La retrospettiva che la Cinémathèque Française dedica a partire da ieri sera a Roman Polanski era annunciata dalla scorsa primavera, e così la presenza del regista polacco alla serata d’apertura dove ha presentato il suo ultimo film, D’apres une historie vraie. Ma sull’onda lunga del Weinstein-gate – col nome di Polanski che circola tra i papabili per un’eventuale rimozione dai membri dell’Academy come è stato per il produttore investito dallo scandalo – era prevedibile che la retrospettiva sarebbe stata contestata.

Molto di più: una petizione su change.org lanciata da Laure Salmona, e che ha raccolto quasi 28.000 firme, chiedeva la cancellazione dell’evento: «È urgente mobilitarsi per far annullare la retrospettiva: Roman Polanski merita il disonore, non gli onori». Nel vortice delle accuse che si è sollevato in seguito al reportage del «NY Times» sulle molestie di Weinstein è finito infatti anche Polanski: una donna californiana, Marianne Barnard, l’ha accusato di averla violentata nel 1975, quando lei aveva solo dieci anni. Accusa non verificata né probabilmente verificabile a differenza di quella per la quale Polanski ha patteggiato nel 1977 – per poi fuggire dagli Usa – per lo stupro della tredicenne Samantha Geimer.

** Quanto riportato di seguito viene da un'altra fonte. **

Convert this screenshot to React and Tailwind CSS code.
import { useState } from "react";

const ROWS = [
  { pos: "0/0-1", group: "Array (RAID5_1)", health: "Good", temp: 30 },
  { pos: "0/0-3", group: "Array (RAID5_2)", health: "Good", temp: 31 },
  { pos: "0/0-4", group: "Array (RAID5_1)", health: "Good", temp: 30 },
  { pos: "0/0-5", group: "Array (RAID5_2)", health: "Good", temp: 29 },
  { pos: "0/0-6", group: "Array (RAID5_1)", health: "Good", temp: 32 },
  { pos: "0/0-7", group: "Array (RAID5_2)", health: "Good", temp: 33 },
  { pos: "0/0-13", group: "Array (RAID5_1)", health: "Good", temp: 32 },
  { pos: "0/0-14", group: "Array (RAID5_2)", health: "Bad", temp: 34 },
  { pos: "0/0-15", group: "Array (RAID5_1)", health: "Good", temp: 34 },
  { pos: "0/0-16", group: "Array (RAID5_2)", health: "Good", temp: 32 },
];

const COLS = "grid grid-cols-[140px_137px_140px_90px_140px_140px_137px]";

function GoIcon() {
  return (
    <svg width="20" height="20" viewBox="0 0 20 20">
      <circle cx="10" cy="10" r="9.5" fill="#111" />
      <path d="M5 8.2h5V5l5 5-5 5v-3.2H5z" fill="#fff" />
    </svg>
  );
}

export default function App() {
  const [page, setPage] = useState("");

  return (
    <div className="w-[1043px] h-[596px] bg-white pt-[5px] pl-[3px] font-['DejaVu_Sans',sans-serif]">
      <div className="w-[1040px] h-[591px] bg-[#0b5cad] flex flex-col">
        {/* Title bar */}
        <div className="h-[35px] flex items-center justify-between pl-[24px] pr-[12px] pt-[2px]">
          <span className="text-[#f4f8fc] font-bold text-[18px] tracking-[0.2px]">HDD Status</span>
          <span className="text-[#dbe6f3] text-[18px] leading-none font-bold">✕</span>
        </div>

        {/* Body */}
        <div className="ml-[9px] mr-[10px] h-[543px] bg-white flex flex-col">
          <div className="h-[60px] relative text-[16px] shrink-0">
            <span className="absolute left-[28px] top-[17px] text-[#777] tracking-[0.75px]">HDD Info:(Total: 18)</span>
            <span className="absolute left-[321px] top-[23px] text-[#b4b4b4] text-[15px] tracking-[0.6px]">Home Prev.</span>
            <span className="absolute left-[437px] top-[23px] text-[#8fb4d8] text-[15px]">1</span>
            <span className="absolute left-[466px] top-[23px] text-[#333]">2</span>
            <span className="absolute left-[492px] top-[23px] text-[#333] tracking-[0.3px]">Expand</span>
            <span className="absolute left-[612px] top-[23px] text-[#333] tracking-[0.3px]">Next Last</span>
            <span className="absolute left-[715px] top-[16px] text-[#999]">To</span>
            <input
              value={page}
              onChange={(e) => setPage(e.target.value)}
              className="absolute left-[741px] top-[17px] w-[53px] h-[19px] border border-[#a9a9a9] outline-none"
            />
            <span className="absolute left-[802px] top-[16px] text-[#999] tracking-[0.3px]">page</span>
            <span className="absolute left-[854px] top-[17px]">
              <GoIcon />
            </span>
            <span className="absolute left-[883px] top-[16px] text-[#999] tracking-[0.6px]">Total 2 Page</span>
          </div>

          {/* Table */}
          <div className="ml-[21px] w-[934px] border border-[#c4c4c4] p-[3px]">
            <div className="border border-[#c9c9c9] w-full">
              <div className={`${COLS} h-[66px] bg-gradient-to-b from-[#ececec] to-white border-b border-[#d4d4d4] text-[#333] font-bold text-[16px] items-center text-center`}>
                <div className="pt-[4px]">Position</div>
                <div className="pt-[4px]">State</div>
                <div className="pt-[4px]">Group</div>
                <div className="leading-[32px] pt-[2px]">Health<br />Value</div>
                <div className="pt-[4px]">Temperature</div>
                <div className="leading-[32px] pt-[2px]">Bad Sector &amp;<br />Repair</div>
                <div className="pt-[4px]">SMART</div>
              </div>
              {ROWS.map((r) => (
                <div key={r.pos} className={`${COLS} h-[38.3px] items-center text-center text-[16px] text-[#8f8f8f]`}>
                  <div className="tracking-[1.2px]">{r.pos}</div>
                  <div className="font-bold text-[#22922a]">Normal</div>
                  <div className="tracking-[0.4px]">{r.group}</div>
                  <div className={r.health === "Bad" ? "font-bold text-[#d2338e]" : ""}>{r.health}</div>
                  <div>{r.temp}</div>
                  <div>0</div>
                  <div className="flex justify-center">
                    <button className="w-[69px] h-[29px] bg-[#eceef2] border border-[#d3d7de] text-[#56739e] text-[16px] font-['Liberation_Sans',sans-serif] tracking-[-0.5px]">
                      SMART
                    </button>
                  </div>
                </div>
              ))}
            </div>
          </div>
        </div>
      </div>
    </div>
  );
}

L’associazione Osez le féminisme ha lanciato un appuntamento per manifestare davanti all’edificio dove il regista ha partecipato alla proiezione del suo nuovo film: «Per noi l’importante è annullare la retrospettiva, ottenere delle scuse dalla Cinémathèque e una presa di coscienza», ha detto Raphaëlle Rémy-Leleu, portavoce del gruppo che ha guidato anche la contestazione alla scelta di Polanski – che si è poi ritirato – per presiedere i Premi César 2017. Un invito raccolto da qualche centinaio di persone che ieri sera hanno manifestato fuori dall’edificio.

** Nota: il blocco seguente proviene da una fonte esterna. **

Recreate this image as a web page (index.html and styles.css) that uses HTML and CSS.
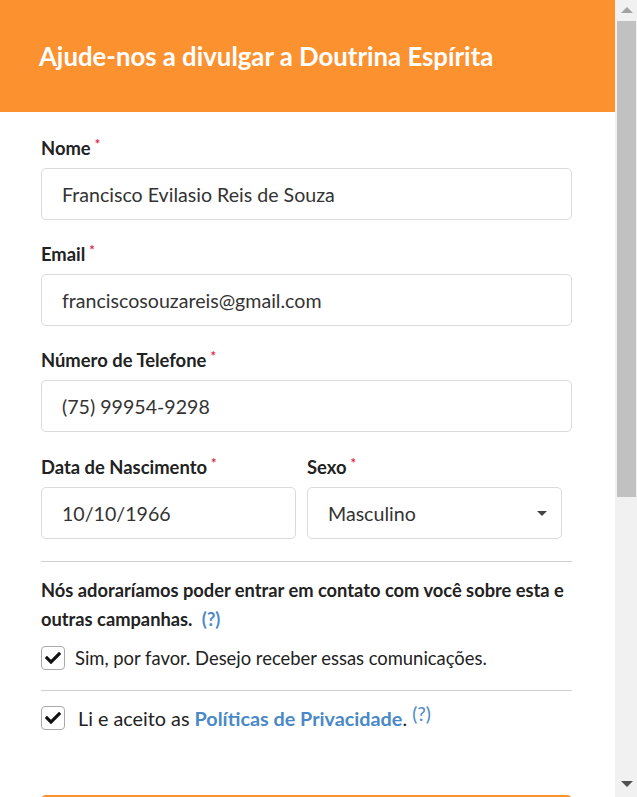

Fino ad allora era stato l’uomo a essere messo in discussione – per quanto in un contesto discutibile – ma ecco che adesso l’onta del crimine si riversa sui film – una censura a cui si è opposta la Cinémathèque con un comunicato di mercoledì scorso in cui si chiarisce prima di tutto una cosa: la retrospettiva ci sarà. «Fedele ai suoi valori e alla sua tradizione d’indipendenza, la Cinémathèque non intende sostituirsi alla giustizia. Il suo ruolo di Museo del cinema non consiste nel collocare qualcuno su un qualsiasi piedistallo morale. Chi ci rimprovera questo non ha mai messo piede nelle nostre sale e ignora del tutto la nostra missione di conservazione e trasmissione».

Intervistata prima della manifestazione di protesta da France Info, Laure Salmona (segretaria generale del collettivo femminista contro il cyberbullismo) ha detto di chiedere solo che l’uomo venga separato dall’opera, e che si smetta di «srotolargli davanti dei tappeti rossi», ma di non avere niente contro i suoi film.
Una dichiarazione in netto contrasto con la richiesta di annullamento della retrospettiva sulla petizione che porta la sua firma, dove si accusa anche la Cinémathèque di un cattivo tempismo nell’organizzazione dell’evento che in realtà, come nota il comunicato della stessa Cineteca e la ministra della cultura Françoise Nyssen, era appunto programmato da mesi. «Si tratta di un’opera, non di un uomo, non intendo condannare un’opera», ha aggiunto Nyssen.

«La pretesa di una censura pura e semplice» la chiama il comunicato diramato dalla Cinémathèque e firmato dal presidente Costa-Gavras, i membri del consiglio di amministrazione e il direttore generale Frédéric Bonnaud. «Non abbiamo niente da rispondere a delle persone che esigono che la Cinémathèque abbandoni la sua missione fondamentale: mostrare instancabilmente le opere dei grandi cineasti».